The tobacco tax increase would be added to the tobacco and cigar stamp, including license types.  As a result, the average retail price of tobacco will increase by 3 to 14 baht per pack, depending on the brand.

For alcohol, the rice whisky tax would result in a price increase of about 5 to 7 baht per bottle; mixed liquor would rise 8 to 12 baht per bottle; and brandy would rise about 3 to 12 baht per bottle.

Mrs. Benja said the tax increase was in order to keep prices in line with current economic conditions, and to reduce alcohol and tobacco consumption. The increased taxes would add 13 billion baht in revenues of the government annually, with10 billion from increased tobacco taxes and 3 billion from increased liquor taxes.

“The plurality noted that the government raised taxes to compensate for the money that is used for populist programs. That is not relevant, because alcohol and tobacco taxes have not been raised for long time, and this increase is to keep up with the economy,” Ms. Benja said.
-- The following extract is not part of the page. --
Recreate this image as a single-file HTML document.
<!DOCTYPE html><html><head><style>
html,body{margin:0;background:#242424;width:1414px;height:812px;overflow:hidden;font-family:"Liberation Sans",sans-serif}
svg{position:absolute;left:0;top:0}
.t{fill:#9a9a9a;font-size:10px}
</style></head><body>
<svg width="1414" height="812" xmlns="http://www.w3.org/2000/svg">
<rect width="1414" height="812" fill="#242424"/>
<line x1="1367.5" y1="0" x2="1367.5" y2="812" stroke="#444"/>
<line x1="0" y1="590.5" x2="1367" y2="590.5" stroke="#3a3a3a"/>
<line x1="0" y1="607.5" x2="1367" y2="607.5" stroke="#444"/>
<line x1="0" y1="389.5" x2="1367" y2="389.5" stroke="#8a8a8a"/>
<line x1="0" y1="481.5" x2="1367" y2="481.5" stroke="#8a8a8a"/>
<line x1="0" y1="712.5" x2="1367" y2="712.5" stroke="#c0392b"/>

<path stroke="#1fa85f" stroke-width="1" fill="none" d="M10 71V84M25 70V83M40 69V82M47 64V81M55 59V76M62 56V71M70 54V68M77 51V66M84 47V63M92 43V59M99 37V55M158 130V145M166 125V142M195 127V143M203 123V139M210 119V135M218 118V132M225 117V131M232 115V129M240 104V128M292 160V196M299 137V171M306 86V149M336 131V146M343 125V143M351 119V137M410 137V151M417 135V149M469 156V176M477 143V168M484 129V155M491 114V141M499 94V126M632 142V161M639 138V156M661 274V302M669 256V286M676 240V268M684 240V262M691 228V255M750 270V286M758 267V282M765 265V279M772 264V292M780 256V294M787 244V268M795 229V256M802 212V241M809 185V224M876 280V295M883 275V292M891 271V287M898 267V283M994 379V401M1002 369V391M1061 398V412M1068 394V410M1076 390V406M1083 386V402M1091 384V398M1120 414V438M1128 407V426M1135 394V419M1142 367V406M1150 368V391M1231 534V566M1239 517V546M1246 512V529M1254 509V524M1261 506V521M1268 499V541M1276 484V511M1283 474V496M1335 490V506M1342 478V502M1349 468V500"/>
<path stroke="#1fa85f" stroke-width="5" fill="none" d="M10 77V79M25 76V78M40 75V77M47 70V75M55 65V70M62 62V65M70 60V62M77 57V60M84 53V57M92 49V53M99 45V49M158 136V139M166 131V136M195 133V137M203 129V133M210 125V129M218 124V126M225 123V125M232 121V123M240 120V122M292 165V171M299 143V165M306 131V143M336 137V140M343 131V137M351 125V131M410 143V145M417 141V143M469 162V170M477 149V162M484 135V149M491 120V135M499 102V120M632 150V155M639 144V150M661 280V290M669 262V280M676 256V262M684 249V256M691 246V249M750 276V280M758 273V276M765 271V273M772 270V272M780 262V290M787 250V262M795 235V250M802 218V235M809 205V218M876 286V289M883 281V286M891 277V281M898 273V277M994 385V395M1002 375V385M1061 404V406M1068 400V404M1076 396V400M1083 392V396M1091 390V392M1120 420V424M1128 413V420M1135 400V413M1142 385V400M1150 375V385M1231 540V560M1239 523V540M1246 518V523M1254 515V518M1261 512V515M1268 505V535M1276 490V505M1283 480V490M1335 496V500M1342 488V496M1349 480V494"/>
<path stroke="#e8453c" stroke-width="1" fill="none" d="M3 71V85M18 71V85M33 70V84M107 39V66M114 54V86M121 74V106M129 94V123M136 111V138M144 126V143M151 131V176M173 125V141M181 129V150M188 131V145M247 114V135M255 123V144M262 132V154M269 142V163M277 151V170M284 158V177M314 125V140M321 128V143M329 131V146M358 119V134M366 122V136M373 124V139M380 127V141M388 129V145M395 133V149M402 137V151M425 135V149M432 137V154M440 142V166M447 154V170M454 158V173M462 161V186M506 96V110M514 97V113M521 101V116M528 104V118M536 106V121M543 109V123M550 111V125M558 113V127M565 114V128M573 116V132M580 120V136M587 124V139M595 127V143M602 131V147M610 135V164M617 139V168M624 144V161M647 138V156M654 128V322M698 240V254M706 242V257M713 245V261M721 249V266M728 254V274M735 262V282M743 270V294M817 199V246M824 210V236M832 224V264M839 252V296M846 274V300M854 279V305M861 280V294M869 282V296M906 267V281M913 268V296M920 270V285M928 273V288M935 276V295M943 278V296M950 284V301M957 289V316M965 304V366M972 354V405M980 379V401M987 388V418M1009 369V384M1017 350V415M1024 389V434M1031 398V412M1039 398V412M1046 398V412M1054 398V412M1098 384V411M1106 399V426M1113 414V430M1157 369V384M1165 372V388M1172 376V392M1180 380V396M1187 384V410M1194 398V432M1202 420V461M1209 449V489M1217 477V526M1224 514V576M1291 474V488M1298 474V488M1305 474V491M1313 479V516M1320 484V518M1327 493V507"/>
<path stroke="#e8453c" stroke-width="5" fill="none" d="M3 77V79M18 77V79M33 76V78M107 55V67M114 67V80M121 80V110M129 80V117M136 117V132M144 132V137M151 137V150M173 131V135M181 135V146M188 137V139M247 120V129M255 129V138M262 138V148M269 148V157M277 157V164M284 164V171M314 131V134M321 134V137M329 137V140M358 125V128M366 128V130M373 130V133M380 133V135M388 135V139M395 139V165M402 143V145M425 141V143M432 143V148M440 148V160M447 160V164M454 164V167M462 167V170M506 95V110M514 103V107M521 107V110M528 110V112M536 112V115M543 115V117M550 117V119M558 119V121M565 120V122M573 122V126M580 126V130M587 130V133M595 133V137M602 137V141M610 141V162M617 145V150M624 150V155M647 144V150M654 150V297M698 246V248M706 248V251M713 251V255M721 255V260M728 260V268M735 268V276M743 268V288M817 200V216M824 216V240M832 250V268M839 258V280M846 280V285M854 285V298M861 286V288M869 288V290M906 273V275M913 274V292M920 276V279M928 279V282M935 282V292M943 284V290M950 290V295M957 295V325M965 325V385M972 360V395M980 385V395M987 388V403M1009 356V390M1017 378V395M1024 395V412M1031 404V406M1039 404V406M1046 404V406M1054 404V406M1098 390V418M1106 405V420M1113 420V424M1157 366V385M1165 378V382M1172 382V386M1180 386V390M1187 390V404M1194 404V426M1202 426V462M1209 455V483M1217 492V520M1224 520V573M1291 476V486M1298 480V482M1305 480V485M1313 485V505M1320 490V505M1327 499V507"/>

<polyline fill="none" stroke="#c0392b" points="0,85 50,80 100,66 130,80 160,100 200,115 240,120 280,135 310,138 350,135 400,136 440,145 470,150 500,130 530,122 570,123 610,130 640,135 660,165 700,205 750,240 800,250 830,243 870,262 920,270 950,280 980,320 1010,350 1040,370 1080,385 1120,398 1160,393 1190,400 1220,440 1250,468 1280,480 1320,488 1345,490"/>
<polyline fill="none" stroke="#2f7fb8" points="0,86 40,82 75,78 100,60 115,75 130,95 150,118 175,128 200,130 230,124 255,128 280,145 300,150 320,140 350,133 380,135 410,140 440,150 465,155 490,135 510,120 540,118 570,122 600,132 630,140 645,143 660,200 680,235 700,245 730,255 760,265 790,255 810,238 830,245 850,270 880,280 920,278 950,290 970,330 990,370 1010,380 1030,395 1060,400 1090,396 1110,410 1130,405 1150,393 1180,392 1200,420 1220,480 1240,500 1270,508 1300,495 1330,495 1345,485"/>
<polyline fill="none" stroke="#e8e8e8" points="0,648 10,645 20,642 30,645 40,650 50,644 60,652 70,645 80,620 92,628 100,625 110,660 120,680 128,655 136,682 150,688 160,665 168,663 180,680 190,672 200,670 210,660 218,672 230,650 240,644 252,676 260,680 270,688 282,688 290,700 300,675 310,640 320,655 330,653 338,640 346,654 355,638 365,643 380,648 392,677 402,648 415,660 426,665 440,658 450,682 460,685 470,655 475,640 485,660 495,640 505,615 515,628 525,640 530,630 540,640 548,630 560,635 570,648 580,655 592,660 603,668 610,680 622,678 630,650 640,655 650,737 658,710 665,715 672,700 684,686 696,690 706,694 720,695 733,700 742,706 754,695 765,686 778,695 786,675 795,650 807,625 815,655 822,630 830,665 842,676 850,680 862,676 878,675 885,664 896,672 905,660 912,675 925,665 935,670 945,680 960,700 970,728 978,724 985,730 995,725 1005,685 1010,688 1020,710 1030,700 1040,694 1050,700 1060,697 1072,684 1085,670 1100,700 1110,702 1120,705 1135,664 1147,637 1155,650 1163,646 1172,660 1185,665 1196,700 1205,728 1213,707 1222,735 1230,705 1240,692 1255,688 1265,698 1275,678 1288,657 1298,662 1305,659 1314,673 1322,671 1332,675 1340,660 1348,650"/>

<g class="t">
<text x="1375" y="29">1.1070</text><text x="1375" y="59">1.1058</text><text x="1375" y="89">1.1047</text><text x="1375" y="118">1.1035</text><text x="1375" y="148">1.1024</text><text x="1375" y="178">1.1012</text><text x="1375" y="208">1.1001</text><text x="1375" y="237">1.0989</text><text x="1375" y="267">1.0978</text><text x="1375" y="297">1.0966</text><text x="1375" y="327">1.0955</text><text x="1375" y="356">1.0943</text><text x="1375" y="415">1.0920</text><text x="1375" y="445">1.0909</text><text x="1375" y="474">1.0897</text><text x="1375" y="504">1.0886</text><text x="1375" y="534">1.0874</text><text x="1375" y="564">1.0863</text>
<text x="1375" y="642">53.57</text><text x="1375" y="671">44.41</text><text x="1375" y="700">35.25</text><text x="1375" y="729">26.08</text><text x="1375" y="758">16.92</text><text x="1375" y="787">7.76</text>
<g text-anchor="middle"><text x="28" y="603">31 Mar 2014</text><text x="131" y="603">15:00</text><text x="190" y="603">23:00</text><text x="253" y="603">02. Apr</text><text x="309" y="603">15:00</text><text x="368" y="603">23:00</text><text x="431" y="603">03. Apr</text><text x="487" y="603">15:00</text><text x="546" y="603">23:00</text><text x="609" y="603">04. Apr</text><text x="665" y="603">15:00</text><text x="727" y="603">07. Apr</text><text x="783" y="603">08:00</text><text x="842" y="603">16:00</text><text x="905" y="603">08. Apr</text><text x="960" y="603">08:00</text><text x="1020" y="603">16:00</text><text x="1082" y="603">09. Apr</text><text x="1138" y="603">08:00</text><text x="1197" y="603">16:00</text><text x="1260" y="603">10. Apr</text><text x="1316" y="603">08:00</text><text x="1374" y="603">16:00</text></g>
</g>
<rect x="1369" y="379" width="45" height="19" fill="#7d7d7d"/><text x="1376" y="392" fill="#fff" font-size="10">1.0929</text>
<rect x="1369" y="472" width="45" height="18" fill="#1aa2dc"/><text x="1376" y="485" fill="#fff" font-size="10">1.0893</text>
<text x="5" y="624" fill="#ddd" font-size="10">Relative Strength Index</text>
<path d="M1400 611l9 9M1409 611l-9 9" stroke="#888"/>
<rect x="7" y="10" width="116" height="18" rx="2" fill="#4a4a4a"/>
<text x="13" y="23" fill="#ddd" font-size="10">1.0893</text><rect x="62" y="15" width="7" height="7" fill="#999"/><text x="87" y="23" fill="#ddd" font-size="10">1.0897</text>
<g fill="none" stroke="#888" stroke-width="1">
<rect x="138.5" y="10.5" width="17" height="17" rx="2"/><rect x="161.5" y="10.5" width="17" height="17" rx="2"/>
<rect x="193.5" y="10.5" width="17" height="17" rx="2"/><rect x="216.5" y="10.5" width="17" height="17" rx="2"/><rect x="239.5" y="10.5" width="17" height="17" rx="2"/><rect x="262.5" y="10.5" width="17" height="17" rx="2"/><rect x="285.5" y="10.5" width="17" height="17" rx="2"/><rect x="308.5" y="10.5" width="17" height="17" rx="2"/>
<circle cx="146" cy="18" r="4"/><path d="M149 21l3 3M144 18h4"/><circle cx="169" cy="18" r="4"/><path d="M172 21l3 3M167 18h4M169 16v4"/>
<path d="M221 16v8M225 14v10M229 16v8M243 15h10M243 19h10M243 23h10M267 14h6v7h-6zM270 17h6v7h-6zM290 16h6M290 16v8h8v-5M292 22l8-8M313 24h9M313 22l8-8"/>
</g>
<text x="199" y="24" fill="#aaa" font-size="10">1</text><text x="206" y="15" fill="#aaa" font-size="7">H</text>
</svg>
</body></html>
She also revealed that the department was considering raising beer and wine tax ceiling, to allow a tax increase. Currently both products are taxed at the maximum allowable limit.

However, raising the ceiling would require passing a new law, so it will take time to study the matter and undergo the legislative process to pass the Parliament of Representatives, she said.
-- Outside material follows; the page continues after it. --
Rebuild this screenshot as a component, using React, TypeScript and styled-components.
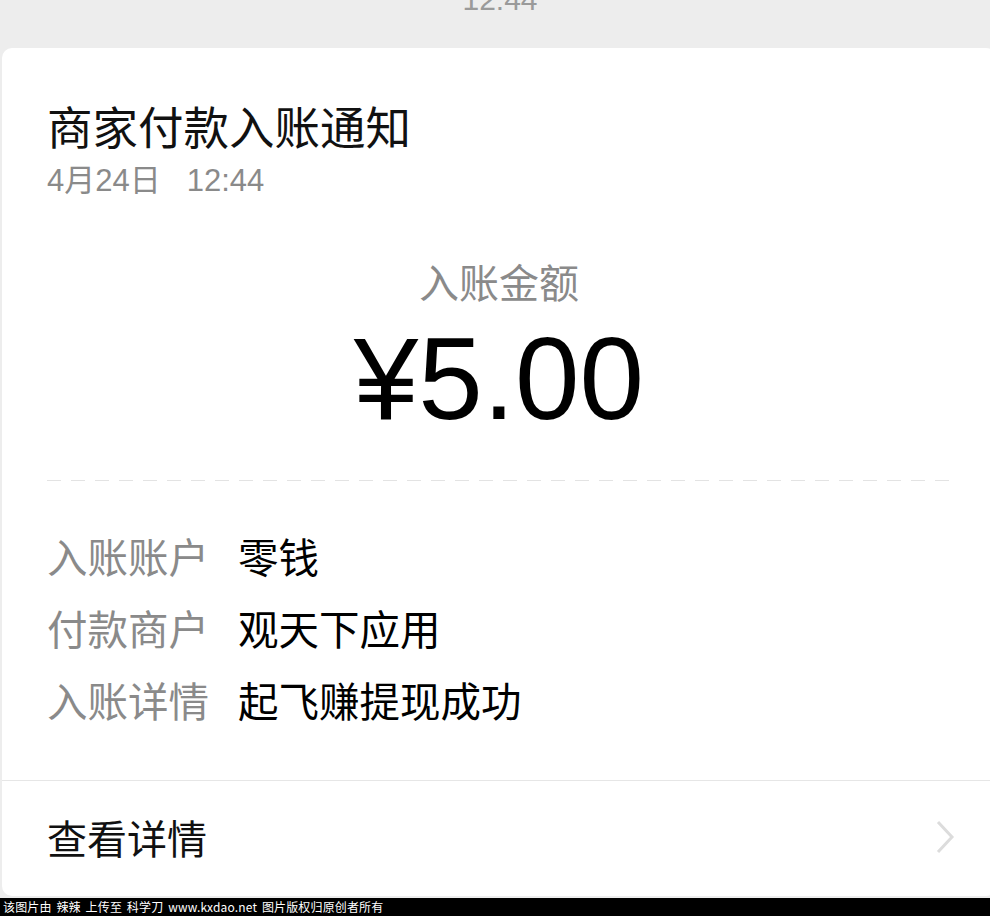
import React from "react";
import styled, { createGlobalStyle } from "styled-components";

const Global = createGlobalStyle`
  html, body { margin: 0; padding: 0; background: #ededed; }
  body { font-family: "Noto Sans CJK SC", "Noto Sans", sans-serif; }
`;

const Page = styled.div`
  width: 990px;
  height: 916px;
  overflow: hidden;
  display: flex;
  flex-direction: column;
  background: #ededed;
`;

const TopTime = styled.div`
  height: 48px;
  flex: none;
  text-align: center;
  font-family: "Liberation Sans", Arial, sans-serif;
  font-size: 30px;
  line-height: 30px;
  color: #9a9a9a;
  overflow: hidden;
  padding-left: 10px;
  & > span { display: block; margin-top: -15px; }
`;

const Card = styled.div`
  flex: none;
  margin-left: 2px;
  width: 994px;
  height: 848px;
  background: #fff;
  border-radius: 10px;
  display: flex;
  flex-direction: column;
  box-sizing: border-box;
  padding-top: 55px;
  overflow: hidden;
`;

const Header = styled.div`
  padding: 0 45px;
`;

const Title = styled.div`
  font-size: 45.5px;
  line-height: 45px;
  color: #111;
`;

const DateLine = styled.div`
  margin-top: 18px;
  font-family: "Liberation Sans", "Noto Sans CJK SC", sans-serif;
  font-size: 31px;
  line-height: 30px;
  color: #8a8a8a;
  display: flex;
  gap: 26px;
`;

const AmountBlock = styled.div`
  display: flex;
  flex-direction: column;
  align-items: center;
  margin-top: 65px;
`;

const AmountLabel = styled.div`
  font-size: 40px;
  line-height: 40px;
  color: #8a8a8a;
`;

const Amount = styled.div`
  margin-top: 21px;
  font-family: "Liberation Sans", Arial, sans-serif;
  font-size: 116px;
  line-height: 115px;
  color: #000;
`;

const Dashed = styled.div`
  margin: 43px 44px 0 45px;
  height: 1px;
  background-image: linear-gradient(to right, #e3e3e3 0 14px, transparent 14px 24px);
  background-size: 24px 1px;
  background-repeat: repeat-x;
`;

const Rows = styled.div`
  margin-top: 39px;
  padding: 0 45px;
  display: flex;
  flex-direction: column;
`;

const Row = styled.div`
  display: flex;
  height: 72px;
  align-items: center;
  font-size: 40.5px;
  line-height: 72px;
`;

const RowLabel = styled.span`
  width: 191px;
  flex: none;
  color: #8a8a8a;
`;

const RowValue = styled.span`
  color: #000;
`;

const Separator = styled.div`
  margin-top: 44px;
  height: 1px;
  background: #e6e6e6;
`;

const Footer = styled.div`
  flex: 1;
  display: flex;
  align-items: center;
  justify-content: space-between;
  padding: 0 39px 4px 45px;
`;

const FooterText = styled.span`
  font-size: 40px;
  line-height: 40px;
  color: #111;
`;

const Chevron = styled.svg`
  width: 22px;
  height: 36px;
  display: block;
`;

const Watermark = styled.div`
  margin-top: 2px;
  flex: 1;
  background: #000;
  color: #fff;
  font-family: "Noto Sans CJK SC", sans-serif;
  font-size: 12px;
  line-height: 18px;
  letter-spacing: 0.15px;
  word-spacing: 2px;
  padding-left: 3px;
  white-space: pre;
`;

const rows: [string, string][] = [
  ["入账账户", "零钱"],
  ["付款商户", "观天下应用"],
  ["入账详情", "起飞赚提现成功"],
];

export default function App() {
  return (
    <Page>
      <Global />
      <TopTime>
        <span>12:44</span>
      </TopTime>
      <Card>
        <Header>
          <Title>商家付款入账通知</Title>
          <DateLine>
            <span>4月24日</span>
            <span>12:44</span>
          </DateLine>
        </Header>
        <AmountBlock>
          <AmountLabel>入账金额</AmountLabel>
          <Amount>¥5.00</Amount>
        </AmountBlock>
        <Dashed />
        <Rows>
          {rows.map(([k, v]) => (
            <Row key={k}>
              <RowLabel>{k}</RowLabel>
              <RowValue>{v}</RowValue>
            </Row>
          ))}
        </Rows>
        <Separator />
        <Footer>
          <FooterText>查看详情</FooterText>
          <Chevron viewBox="0 0 22 36">
            <polyline points="3,3 17,18 3,33" fill="none" stroke="#dcdcdc" strokeWidth="3" />
          </Chevron>
        </Footer>
      </Card>
      <Watermark>{"该图片由 辣辣 上传至 科学刀 www.kxdao.net 图片版权归原创者所有"}</Watermark>
    </Page>
  );
}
Mr. Abhisit Vejjajiva, leader of the Democratic Party, said on a  WanFaMai TV program that he supported the tax raises, but he suggested  the government track smuggling of the taxed products. He also favors measures supporting liberalized trade in the future.

“The problem about revenue, it needs to be analyzed again, and how the financial management of the government works, but I think I’m not concerned if you do it this way,” He said. “I worry more about the government tax revenue from small operators, minor sections, when the revenue is not like expected.”             

Other organizations spoke up about the increased taxes, including Dr. Suprida Adulayanont, vice manager of the Thai Health Promotion Foundation.

Dr. Suprida said she was pleased that the government decided to raise taxes on alcohol and cigarettes for the first time in over three years, and was finally following the example of other countries.

She believed that the tax increase will reduce the amount of smokers by 6 or 7 thousand people. However, she felt that alcohol consumption might be unaffected or not reduced as much.

Dr. Taksapol Thammarangsee  MD., director general of the Center of Alcohol Study, thought the alcohol tax increase was good step in the right direction.

However, he believed that the increase was not enough to really affect the amount of drinking, especially if retailers are willing to bear the burden of the tax increase and not raise their prices to consumers, since the increase is not much.

Also, the government has increased the minimum wage for workers to 300 baht per day and 15,000 baht salary per month, so their increased income might offset any alcohol tax increase, he speculated.

He suggested that to reduce the numbers of long-term drinkers, the structure of the alcohol taxation should be dismantled and revamped. The taxes should target the types of alcohol that are popular among new drinkers such as teenagers, who favor beer and whiskey.

Dr. Prakit Wateesatakakit  MD., secretary general of Action on Smoking and Health Foundation said the tobacco tax increase was a good thing, because it would make it more difficult to have access to cigarettes.

In the last two years, more than 500,000 Thai children have started smoking cigarettes, which is a problem society should be concerned about, he said.

He noted that other countries have been raising tobacco taxes every year, but Thailand has not raised taxes the last three years. Also, the new tax increase of just 6 to 8 baht per pack is not much, he said.

If the government wants to reduce its consumption of smokers, the prices of both tobacco and cigarettes should be linked closer together in taxation rates, to prevent cigarette smokers from shifting to tobacco smoking, he said.

Dr. Piti Siriwan Ragsarit, the director of the Tobacco Control Research and Knowledge Management, said that the tax increase was consistent with the technical guidelines of the World Health Organization.

But if possible, she wants the government tax rate on cigarettes and tobacco to be tied to the inflation rate every year.

“I propose that the government add measures to deal with cigarettes from outside the country, to block the access to cheap cigarettes, because there are many countries in ASEAN who have such measures,” said Dr. Siriwan.

Also, next week, the excise tax department will provide details about restructuring the automobile tax system to the Finance Ministry. Car would initially be categorized according to their carbon emissions, but with a separate tax rate for E 10 and E 20 automobiles that have had a lot of problems.